Chromaker Event On Calligraphy

Need a new hobby? Try calligraphy.

Ellie Camp Calligraphy held an Intro to Modern Calligraphy Workshop at Chromatic Coffee in Santa Clara on June 27. The event introduced beginners to the world of modern calligraphy.

The workshop is the first of many events in the Chromaker series hosted by Chromatic Coffee. The series serves as a way for aspiring makers and artists to share their art and craft, especially in the South Bay. Future events include an embroidery night and a macramé wall hanging workshop.


Rosa Warren, the administrative director at Chromatic Coffee Roastery, came up with the idea for the series. She  hosted workshops at the cafe before, but the idea didn’t emerge until after Julia Pasek, the cafe operations manager, hosted a macramé plant hanging workshop back in February.*

“I enjoy doing these kinds of things, and I was excited by the reactions of the people who came,” Pasek said. “A lot of the feedback I got was that there were not many of these types of craft events and craft-learning events in the South Bay. There’s a lot in San Francisco and Oakland, but not as many here.”

Due to the lack of craft events in the area, demand for space in the calligraphy workshop was high — tickets sold out three days after they went on sale. Attendees came from Santa Clara, San Jose, Sunnyvale and even as far as Davis.

Ellie Camp, founder of Ellie Camp Calligraphy, taught attendees how to use the basic calligraphy tools, perform basic strokes and write the alphabet. Camp said the workshop is a fun way to try something new and connect with people. But her main goal was to spark more interest in calligraphy within the community.

“Something that I’ve experienced being within the calligraphy community is generosity, and calligraphers are exceptionally generous with each other,” Camp said. “Calligraphy is like this old art that seems like it was dying for a long time, so a lot of times we feel that we have this duty to keep the art going, especially during this time period of technology. So putting on the workshops and having more people be interested in it kind of just continues the tradition of calligraphy.”

Many attendees came to the workshop to step out of their comfort zone, look for a new hobby or take a break from reality. For Ede Shinn, it was the latter.

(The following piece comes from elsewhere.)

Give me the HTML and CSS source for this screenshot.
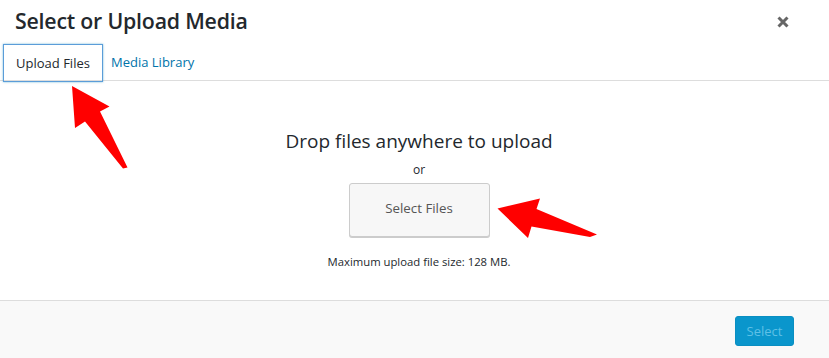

“I wanted to try out calligraphy and take a break from my kids,” Shinn said. “I follow some people on Instagram, but I didn’t know how to start anything.”

Many of the attendees came in with little to no calligraphy experience. April Phan learned a little bit about calligraphy in a high school art class. Although it seemed like a fun and easy hobby to her, she found it a little challenging.

“It wasn’t easy, but it wasn’t completely undoable, if that makes sense,” Phan said. “And it was really helpful to have somebody looking over your shoulder to give you specific directions instead of just trying to look at YouTube videos or something like that where you can’t connect with that teacher and ask specific questions.”

Phan found the experience to be a lot more fun because she brought along a friend.

“It was great because I can make jokes with [my friend] while we’re going on about at how terrible we are at it,” Phan said.

Joni Lindenstruth found out about the workshop through her connection with the owners of the cafe and thought this would be a fun night out.

“I definitely need a lot more practice,” Lindenstruth said. “It was fun, and I liked the repetitive kind of meditative aspect of it. It’s calming.”

She said she hopes to improve her calligraphy skills and use it in the future.

“As a career, I don’t know if I can get as experienced as [Camp] is, but to be able to address notecards nicer than my regular handwriting might be fun,” Lindenstruth said. “I’m excited to see what else Chromatic Coffee has to offer.”

If you are interested in coming out to the next event at Chromatic Coffee, click here for more information:

* Corrected July 6 at 12:30 p.m.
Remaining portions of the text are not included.